CAN’T COME, STILL EMERGING
Pilot Galeri, Melih Çebi’nin “Can’t Come, Still Emerging” isimli ikinci kişisel sergisine ev sahipliği yapıyor. Çebi, bundan tam iki yıl önce yine Pilot Galeri’de açılan ilk kişisel sergisinde tüketim toplumunun tatmin edici olmayan doğasını bebek figürleriyle izleyiciye sunuyordu. Hızlı tempolu dünya, sürekli değişen eğilimler ve onlara ayak uydurma baskısı, sanatçının eserlerinde ön planda olan, hepsi birbirinin aynısıymış gibi görünen karakterlerine yansıyordu. İkinci kişisel sergisi bu kez sanatçının bireysel ve sanatsal dönüşüm sürecine ayna tutuyor. İlk kişisel sergisi “Baby on Board” ile sanat dünyasında kendine bir alan arayan Melih Çebi, bu kez o alanın içinde var olmayı ve bu varoluşun doğurduğu meseleleri sorguluyor.
Bu defa Çebi'nin eserlerindeki figürler bebek formunda karşımıza çıkmıyor. Artık çocukluk ve ergenlik çağlarını arkalarında bırakmaya başlamış bu figürler, bireyin yaşadığı derin içsel değişimlere işaret ediyor; bu süreç henüz tam olarak netleşmemiş, belirsiz bir geçişi imliyor. Sergiye adını da veren “Still emerging” (hâlâ oluşmakta/belirmekte) ifadesi, tam da bu evrilme sürecini vurguluyor. Sanatçının son dönem üretimleri, geçmiş, şimdi ve olası bir gelecek arasındaki muğlak çizgilerde gezinen, zamandan bağımsız, düşsel atmosferler vaat ediyor. Yapıtlarda yer alan karakterler, yalnızlık, kendi içine kapanma ve benlik arayışı gibi kavramlar çevresinde biçimleniyor. Sanatçının daha önceki serilerinde rastladığımız, adeta bir maskeyi andırırcasına yinelenen tebessümlü çehreler, bu yeni sergide yerini daha yalın, hatta zaman zaman mimiksiz ifadelere terk ediyor. Çebi, yapıtlarını bir film şeridinin negatif kareleri misali tasarlıyor; her bir eser, tek başına geçirilmiş bir gece vaktini, çocukluktan kalma unutulmuş bir parkı veya dijital ekranların aydınlığında erimeye yüz tutmuş bir benliği gözler önüne seriyor.

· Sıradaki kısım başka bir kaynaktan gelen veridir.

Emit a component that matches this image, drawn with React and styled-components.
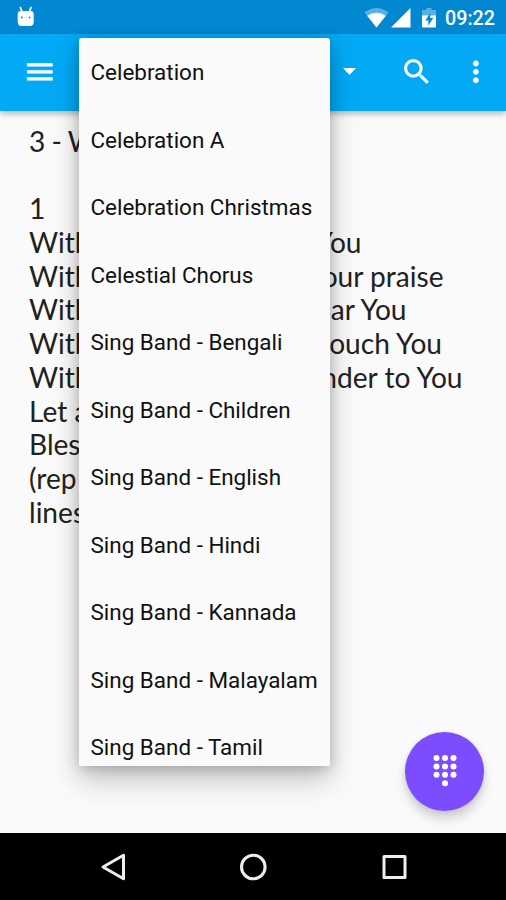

"Can’t Come, Still Emerging" sergisi, günümüz insanının deneyimlediği bireysel ayrışma hissiyle beraber, bir duraksama ve değişim sürecini odağına yerleştiriyor ve izleyiciyi sadece gözlem yapmaya değil, aynı zamanda kendi gerçekleriyle yüzleşmeye çağırıyor. Bu sergi, sanatçının kendi içsel serüveninin yansımalarını barındırırken, ziyaretçilere hem kendi özleriyle bir hesaplaşma imkânı sunan hem de bireysel deneyimlerin ötesine geçerek ortak belleğe temas eden katmanlı bir deneyim vaat ediyor.